The rescheduled Art Brut take to the Beer tent stage next. I last saw Eddie Argos and his gang of charming Art-Poppers on Saturday 13th August 2005. I know this because I still have the poster for Summer Sundae in my room. On it, they are billed above Hot Chip and Editors. I remember chatting to Eddie on that day and thinking he was a bit of a gobshite but maybe age has mellowed us both for tonight he is incredibly charming and one of the best frontmen I've seen this summer. He jumps into the crowd and sings from the audience. He snarls with charisma as he speaks his artfully entertaining lyrics over the riffing guitars and energetic drums. I declare myself a fool for not having seen Art Brut for eight years and missing the good times this band can provide. One of the sets of the summer.
Black Strobe come highly recommended but for me don't reach the heights laid down by The Lovely Eggs and Art Brut. Maybe, it's the fact that they've had to change their stage from main to beer tent or maybe it's just their electro-rock style but they come across as a little bit grumpy. Moodiness is not what we want now as the rain continues to lash. My pacifist friend tells me that the lead singer of Black Strobe has a face he'd like to punch. It's perhaps time to leave the beer tent.

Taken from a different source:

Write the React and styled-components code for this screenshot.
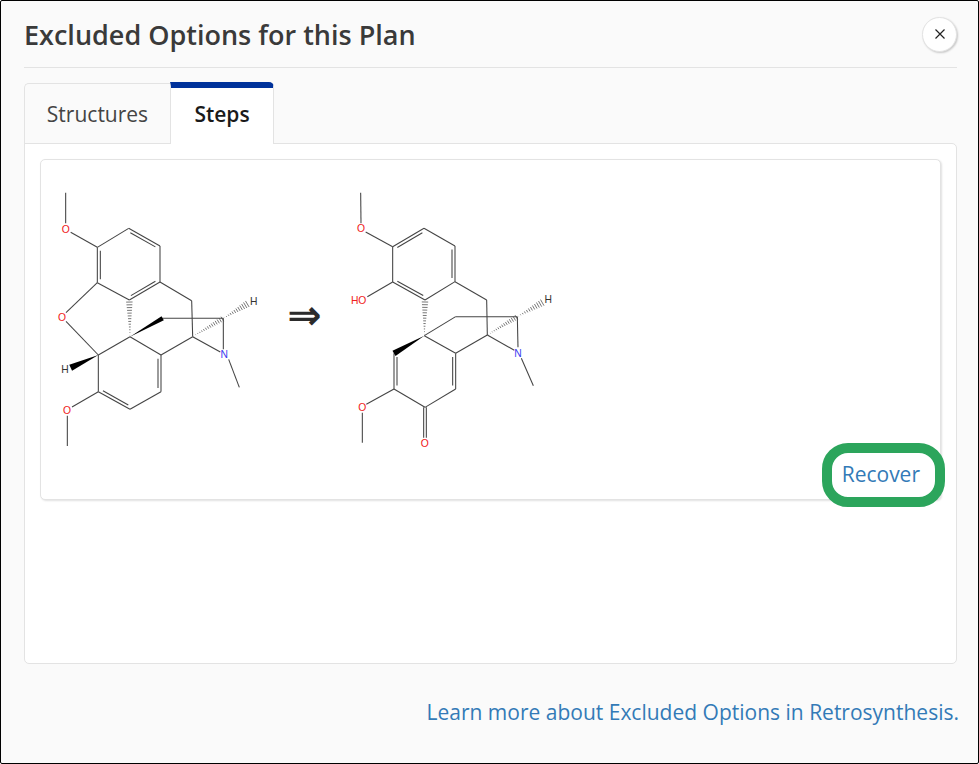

This is a festival that does exactly what it says on the tin. It offers an alternative to the large and medium sized events around but still does it with enough grace and style to feel like it's a player in the festival season. There is a sense that it ends abruptly seeing as it just runs for the Friday and the Saturday so perhaps in future years there is scope to expand across another day. This might lead to an increase in the cost so I guess this will be a conundrum the organisers have to balance. For now, I doff my hat to the small and yet perfectly formed Farmfestival.